#### SHORT EXERCISE
Find the lines containing the word "page" and copy every one of them.

#### RECORDS SUPPLIED
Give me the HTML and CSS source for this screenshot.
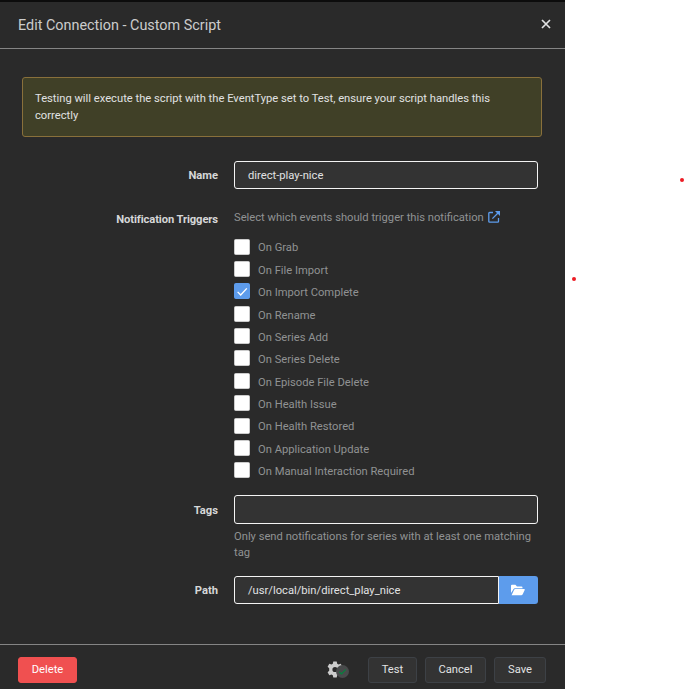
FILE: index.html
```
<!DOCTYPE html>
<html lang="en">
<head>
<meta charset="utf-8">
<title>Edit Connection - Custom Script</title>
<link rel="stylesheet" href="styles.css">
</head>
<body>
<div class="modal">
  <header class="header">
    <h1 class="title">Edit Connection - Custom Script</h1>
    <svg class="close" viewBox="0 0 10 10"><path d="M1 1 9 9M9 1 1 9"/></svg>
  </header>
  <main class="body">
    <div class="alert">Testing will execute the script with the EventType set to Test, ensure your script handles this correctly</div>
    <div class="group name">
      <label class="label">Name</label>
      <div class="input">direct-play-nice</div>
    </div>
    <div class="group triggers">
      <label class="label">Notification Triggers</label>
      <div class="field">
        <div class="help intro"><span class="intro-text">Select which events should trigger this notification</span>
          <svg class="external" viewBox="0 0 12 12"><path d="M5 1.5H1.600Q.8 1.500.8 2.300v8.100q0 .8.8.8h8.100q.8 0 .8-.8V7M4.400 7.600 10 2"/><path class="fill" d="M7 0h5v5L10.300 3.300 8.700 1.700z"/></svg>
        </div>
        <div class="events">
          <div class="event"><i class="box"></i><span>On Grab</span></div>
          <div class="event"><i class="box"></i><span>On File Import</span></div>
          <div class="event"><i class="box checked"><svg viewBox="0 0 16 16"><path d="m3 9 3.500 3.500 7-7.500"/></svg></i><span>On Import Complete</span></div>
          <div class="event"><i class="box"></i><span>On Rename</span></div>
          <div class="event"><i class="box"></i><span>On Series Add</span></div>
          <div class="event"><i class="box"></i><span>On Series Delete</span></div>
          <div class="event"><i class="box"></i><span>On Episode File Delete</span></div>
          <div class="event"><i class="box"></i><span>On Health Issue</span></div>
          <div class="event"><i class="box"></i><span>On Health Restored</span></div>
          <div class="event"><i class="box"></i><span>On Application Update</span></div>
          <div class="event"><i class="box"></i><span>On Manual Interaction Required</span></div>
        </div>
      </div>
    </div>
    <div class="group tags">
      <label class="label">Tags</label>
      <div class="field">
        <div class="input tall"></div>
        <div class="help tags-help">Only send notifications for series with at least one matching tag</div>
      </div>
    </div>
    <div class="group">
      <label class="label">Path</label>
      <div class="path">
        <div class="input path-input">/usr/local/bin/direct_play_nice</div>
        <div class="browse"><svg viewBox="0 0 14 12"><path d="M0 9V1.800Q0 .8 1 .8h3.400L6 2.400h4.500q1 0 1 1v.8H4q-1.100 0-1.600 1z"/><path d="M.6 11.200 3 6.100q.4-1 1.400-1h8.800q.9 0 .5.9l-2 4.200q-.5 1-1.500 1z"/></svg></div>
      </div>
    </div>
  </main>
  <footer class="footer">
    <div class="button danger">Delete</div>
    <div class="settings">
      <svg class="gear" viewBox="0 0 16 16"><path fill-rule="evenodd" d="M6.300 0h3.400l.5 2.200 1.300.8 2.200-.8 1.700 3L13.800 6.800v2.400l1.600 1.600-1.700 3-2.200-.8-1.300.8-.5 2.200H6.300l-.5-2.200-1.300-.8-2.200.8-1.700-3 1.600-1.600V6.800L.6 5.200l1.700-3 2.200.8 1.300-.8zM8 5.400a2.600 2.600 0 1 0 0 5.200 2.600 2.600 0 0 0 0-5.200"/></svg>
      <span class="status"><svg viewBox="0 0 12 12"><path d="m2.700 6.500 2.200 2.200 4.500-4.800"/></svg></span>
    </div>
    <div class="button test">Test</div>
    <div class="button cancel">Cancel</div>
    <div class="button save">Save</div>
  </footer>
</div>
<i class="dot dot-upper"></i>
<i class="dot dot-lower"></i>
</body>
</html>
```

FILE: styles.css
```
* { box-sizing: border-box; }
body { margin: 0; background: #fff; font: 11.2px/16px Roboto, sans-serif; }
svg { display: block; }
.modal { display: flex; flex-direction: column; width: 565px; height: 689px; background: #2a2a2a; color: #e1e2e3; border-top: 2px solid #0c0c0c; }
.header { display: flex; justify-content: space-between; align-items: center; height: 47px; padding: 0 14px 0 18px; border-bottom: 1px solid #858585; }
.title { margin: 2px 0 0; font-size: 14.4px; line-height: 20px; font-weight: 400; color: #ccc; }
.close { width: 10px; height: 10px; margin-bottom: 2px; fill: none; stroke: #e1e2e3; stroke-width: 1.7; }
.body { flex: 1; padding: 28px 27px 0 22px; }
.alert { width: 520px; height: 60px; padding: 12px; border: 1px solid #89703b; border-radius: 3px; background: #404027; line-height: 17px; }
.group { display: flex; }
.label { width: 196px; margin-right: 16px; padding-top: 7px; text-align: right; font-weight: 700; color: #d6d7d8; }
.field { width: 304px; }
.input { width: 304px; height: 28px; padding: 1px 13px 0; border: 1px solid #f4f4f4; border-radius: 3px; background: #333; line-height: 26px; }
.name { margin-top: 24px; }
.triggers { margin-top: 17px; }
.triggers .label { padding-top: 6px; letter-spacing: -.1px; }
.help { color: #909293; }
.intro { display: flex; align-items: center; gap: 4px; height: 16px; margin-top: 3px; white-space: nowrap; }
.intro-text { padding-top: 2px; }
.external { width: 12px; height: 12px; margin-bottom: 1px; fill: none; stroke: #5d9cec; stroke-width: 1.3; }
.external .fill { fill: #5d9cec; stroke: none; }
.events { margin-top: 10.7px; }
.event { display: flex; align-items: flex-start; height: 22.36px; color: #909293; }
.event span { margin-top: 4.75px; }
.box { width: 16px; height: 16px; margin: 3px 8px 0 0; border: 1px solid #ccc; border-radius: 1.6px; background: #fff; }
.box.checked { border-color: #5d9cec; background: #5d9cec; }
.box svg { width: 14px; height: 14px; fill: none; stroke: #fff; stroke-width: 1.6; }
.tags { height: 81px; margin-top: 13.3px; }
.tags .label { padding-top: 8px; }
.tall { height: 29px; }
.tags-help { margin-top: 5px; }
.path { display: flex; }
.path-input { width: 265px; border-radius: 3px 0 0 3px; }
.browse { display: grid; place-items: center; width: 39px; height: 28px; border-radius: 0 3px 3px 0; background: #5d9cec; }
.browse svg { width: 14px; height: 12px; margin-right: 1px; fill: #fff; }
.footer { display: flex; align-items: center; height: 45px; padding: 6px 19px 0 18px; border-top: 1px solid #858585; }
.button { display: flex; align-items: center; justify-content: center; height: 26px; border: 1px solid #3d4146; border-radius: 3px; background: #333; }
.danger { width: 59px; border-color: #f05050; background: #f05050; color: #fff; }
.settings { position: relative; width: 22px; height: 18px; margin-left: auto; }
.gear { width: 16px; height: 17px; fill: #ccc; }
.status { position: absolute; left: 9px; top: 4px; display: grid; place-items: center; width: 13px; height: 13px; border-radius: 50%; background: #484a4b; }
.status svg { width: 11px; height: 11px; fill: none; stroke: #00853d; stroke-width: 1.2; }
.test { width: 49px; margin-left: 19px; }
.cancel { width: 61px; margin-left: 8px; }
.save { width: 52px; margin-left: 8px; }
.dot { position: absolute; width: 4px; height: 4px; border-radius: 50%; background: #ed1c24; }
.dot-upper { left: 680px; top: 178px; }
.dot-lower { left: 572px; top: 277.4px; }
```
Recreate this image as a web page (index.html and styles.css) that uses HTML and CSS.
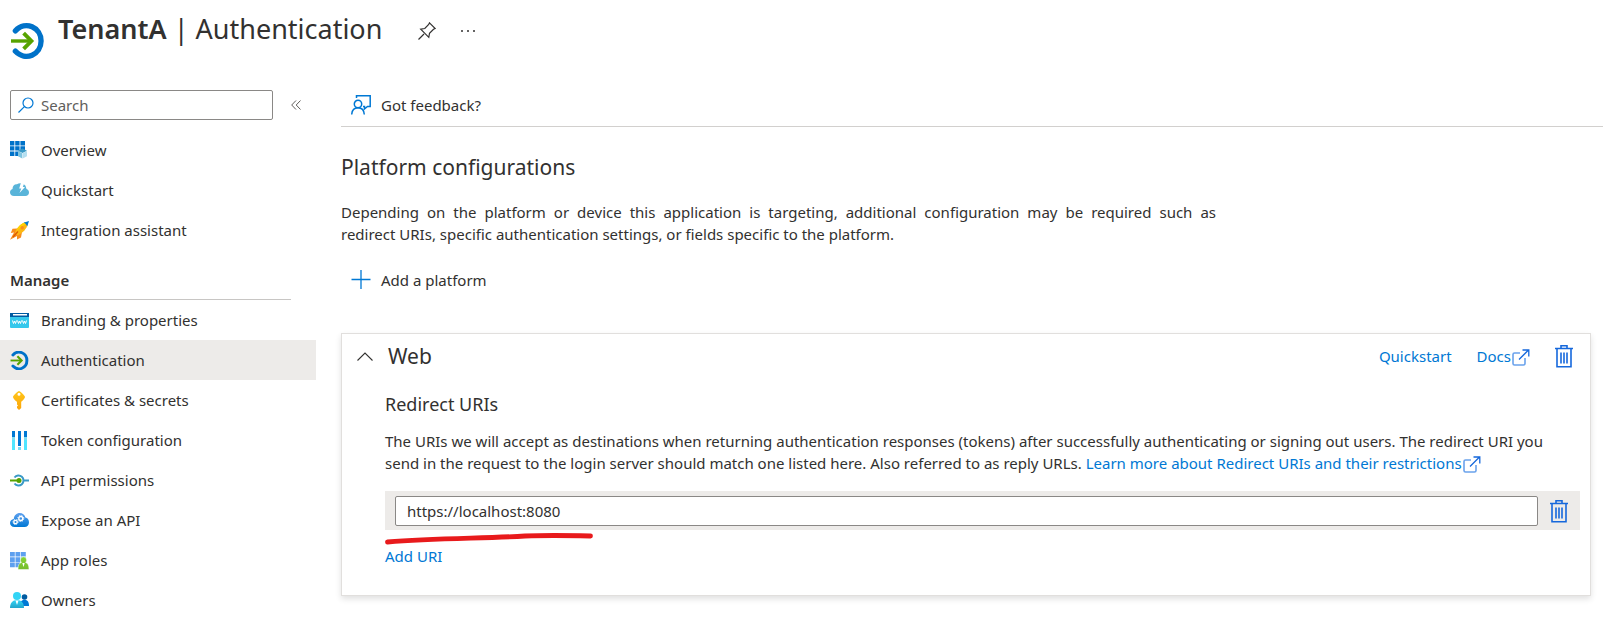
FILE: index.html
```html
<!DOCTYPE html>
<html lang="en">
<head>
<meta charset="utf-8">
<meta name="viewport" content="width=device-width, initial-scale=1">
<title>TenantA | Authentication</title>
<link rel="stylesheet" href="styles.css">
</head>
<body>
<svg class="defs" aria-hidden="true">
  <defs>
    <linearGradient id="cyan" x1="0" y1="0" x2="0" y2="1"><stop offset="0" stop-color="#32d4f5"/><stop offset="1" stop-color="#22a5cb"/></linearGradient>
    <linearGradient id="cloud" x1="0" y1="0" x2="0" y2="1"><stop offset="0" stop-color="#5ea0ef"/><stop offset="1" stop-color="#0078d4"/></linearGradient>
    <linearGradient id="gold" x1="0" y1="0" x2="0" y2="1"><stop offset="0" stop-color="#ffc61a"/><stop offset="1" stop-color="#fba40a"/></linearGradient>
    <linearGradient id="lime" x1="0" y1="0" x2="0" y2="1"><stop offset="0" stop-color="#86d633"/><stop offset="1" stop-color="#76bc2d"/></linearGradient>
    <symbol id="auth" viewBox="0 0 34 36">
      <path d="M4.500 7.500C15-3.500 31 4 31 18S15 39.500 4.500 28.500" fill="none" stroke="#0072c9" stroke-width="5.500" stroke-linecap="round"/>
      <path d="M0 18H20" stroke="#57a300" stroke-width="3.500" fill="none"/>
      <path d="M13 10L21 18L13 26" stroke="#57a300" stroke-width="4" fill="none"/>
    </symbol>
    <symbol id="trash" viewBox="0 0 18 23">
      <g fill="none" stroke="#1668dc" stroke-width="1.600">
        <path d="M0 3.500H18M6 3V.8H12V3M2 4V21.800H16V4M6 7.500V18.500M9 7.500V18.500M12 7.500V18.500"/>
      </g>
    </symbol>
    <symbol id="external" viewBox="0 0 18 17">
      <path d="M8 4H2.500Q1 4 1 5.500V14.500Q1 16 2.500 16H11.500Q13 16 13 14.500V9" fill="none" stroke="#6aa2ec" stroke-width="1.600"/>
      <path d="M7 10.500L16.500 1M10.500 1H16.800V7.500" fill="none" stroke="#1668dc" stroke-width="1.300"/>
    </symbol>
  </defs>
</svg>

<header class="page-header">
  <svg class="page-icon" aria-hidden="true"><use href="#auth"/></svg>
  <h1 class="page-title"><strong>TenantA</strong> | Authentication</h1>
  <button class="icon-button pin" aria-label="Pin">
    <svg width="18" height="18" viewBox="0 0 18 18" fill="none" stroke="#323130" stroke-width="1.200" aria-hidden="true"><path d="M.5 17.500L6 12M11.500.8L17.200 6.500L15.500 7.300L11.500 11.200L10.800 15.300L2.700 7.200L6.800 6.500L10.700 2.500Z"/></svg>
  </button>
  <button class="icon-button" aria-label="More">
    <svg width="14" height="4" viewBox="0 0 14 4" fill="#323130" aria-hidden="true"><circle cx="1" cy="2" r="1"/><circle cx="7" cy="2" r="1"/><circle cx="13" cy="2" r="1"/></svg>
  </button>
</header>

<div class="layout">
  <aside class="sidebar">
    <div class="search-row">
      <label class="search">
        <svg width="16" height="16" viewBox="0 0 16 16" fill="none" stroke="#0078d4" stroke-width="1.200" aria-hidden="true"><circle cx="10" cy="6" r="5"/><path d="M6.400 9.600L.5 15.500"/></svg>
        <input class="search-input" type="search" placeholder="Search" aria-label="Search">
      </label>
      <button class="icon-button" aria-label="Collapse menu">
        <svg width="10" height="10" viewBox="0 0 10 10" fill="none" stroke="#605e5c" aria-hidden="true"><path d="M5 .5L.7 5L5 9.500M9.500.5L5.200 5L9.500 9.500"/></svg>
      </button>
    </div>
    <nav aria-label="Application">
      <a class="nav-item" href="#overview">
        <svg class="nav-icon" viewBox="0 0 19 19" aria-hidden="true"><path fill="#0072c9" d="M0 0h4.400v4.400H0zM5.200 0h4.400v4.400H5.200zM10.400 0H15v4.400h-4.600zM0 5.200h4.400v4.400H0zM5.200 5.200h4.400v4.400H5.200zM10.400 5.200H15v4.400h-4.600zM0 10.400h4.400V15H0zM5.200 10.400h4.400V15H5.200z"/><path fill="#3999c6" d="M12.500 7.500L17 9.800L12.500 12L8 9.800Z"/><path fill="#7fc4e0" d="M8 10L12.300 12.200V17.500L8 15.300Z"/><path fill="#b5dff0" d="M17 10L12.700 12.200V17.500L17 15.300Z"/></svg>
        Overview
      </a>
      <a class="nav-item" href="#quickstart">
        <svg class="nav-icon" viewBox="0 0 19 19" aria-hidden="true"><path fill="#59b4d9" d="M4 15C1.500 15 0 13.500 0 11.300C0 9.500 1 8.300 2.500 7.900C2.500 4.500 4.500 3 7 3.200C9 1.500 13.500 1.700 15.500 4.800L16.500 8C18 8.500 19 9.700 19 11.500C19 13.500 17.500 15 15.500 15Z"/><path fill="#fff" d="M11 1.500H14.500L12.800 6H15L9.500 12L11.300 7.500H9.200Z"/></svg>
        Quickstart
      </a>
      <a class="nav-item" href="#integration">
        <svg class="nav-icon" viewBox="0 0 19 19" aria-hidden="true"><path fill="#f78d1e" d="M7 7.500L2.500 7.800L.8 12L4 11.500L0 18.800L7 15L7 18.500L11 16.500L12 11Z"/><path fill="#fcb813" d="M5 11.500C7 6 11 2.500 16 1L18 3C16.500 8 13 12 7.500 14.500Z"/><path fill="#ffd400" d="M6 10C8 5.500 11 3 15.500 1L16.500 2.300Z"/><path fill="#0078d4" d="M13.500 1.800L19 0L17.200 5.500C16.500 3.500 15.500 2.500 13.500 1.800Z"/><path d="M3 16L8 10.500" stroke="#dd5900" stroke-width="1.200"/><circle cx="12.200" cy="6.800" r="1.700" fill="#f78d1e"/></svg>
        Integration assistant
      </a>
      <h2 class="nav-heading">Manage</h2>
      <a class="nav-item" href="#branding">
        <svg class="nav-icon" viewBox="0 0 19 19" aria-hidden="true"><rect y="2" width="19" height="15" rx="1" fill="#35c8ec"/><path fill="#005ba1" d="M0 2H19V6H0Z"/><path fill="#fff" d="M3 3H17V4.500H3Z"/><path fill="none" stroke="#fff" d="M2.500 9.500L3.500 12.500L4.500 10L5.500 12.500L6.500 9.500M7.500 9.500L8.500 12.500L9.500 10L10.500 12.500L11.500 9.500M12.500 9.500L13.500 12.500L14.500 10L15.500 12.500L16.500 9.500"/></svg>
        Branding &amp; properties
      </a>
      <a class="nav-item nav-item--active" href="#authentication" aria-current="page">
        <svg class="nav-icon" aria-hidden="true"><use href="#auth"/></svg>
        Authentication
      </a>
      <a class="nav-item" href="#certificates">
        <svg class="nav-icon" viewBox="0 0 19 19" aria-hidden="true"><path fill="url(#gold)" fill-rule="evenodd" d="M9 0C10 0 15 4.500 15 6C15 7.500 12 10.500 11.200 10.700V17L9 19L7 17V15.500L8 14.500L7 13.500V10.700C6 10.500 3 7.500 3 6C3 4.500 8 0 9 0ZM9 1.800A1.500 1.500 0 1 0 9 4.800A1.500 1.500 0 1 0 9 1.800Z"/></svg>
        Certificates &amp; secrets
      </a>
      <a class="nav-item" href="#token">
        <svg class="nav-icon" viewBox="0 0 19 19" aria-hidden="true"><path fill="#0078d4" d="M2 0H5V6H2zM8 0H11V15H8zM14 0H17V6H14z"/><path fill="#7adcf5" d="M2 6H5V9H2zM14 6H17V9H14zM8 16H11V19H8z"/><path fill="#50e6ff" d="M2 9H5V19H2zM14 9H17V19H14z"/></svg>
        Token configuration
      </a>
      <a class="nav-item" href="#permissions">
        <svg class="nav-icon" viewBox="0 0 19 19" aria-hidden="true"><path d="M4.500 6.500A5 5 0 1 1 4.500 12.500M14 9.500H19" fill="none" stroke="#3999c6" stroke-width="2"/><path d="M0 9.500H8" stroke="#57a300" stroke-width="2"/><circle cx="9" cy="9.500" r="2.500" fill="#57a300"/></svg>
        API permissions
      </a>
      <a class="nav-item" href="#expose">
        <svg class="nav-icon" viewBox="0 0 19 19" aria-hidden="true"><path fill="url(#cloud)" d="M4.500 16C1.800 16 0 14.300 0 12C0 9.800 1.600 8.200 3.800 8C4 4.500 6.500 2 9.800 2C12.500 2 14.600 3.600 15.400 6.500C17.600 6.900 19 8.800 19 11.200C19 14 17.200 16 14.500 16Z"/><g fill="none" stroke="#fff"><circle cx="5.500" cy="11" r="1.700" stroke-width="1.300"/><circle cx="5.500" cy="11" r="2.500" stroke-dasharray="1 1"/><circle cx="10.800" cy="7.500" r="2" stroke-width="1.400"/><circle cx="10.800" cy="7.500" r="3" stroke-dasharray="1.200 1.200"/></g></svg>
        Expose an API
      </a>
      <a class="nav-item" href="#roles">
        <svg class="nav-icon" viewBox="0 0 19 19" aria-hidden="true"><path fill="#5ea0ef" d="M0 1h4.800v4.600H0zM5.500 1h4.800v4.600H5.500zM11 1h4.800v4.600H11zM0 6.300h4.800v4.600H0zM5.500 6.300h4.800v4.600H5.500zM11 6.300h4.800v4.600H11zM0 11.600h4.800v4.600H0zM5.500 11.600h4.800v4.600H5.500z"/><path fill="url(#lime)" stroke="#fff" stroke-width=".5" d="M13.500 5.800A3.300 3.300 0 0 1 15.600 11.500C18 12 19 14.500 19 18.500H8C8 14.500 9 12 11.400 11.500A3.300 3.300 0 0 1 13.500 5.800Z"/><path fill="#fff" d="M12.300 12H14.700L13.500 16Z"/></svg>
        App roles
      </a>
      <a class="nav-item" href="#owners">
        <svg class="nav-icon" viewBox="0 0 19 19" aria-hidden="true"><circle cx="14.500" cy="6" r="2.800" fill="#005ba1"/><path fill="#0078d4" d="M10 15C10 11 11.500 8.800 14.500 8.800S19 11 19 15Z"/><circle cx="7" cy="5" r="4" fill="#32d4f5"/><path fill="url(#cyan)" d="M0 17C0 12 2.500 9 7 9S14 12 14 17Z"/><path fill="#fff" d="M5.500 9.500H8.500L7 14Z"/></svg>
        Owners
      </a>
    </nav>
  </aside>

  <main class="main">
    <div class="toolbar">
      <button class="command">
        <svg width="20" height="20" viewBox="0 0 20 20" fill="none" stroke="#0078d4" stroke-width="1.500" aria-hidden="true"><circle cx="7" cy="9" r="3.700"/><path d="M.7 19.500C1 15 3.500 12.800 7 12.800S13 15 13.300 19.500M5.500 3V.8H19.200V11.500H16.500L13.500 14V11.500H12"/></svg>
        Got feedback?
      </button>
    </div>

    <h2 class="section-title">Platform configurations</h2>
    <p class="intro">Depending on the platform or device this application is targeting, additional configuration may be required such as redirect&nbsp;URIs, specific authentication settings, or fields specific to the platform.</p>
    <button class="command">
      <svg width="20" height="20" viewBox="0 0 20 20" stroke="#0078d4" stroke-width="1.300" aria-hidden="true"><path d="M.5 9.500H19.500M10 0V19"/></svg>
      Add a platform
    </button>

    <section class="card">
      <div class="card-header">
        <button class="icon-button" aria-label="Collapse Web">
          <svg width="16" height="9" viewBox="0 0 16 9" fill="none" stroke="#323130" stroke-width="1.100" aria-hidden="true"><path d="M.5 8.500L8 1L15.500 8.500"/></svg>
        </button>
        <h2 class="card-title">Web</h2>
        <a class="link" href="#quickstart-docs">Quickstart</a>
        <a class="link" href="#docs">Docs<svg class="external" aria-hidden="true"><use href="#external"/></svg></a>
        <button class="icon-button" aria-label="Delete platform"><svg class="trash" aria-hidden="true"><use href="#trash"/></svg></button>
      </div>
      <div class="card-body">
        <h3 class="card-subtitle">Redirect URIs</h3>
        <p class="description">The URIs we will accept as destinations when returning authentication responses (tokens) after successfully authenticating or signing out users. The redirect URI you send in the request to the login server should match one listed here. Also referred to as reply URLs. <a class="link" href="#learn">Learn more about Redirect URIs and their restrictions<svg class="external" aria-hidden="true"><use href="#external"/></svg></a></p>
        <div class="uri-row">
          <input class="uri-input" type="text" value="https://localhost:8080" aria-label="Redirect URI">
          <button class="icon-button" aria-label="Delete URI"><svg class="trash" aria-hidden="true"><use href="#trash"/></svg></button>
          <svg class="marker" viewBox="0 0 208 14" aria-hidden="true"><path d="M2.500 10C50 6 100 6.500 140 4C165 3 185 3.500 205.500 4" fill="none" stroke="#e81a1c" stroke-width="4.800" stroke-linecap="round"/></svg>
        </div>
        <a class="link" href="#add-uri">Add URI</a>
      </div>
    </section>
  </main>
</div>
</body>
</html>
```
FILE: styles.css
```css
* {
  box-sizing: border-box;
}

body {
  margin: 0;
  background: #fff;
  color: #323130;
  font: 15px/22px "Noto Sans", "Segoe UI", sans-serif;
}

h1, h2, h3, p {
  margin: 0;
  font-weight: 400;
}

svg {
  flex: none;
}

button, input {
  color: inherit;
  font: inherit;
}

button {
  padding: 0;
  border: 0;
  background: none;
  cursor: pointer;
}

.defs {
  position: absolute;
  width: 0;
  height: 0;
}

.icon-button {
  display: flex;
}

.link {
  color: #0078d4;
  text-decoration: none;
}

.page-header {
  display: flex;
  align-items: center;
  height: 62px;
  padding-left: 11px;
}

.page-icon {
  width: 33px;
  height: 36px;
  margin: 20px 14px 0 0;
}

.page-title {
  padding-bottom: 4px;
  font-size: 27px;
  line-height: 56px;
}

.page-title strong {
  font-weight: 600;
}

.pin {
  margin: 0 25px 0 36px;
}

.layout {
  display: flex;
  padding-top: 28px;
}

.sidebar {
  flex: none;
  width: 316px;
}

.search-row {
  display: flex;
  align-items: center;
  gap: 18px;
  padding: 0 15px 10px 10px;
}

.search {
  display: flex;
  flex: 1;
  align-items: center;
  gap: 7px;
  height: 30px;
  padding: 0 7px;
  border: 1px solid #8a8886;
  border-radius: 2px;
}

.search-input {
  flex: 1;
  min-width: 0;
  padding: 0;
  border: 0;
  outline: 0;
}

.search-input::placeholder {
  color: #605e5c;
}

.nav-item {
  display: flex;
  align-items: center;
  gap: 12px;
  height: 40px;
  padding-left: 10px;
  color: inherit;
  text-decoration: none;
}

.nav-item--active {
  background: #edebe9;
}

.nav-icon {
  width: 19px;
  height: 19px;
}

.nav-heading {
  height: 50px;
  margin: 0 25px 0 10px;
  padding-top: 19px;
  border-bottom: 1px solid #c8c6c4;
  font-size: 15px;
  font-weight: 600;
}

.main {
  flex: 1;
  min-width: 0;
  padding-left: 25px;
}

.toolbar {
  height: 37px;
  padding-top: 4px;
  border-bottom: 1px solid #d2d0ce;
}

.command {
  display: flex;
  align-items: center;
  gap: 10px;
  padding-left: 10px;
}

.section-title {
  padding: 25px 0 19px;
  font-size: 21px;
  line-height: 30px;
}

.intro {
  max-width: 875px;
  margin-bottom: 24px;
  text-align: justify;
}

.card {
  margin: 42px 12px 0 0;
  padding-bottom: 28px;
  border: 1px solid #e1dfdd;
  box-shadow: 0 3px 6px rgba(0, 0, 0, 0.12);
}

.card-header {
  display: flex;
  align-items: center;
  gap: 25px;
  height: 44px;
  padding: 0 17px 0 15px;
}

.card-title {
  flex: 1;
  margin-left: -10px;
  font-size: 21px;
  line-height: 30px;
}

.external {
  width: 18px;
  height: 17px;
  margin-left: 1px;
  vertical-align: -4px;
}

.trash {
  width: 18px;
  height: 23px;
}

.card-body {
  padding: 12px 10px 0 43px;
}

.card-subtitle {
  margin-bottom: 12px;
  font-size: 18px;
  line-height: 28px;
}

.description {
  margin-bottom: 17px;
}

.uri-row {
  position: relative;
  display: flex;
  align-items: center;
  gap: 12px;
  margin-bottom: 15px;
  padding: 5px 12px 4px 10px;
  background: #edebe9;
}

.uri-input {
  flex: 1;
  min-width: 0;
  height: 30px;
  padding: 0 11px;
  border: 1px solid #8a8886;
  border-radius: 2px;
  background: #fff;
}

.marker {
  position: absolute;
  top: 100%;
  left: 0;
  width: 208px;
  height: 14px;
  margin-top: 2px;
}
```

#### EXERCISE ANSWER
Recreate this image as a web page (index.html and styles.css) that uses HTML and CSS.
<header class="page-header">
  <svg class="page-icon" aria-hidden="true"><use href="#auth"/></svg>
  <h1 class="page-title"><strong>TenantA</strong> | Authentication</h1>
      <a class="nav-item nav-item--active" href="#authentication" aria-current="page">
.page-header {
.page-icon {
.page-title {
.page-title strong {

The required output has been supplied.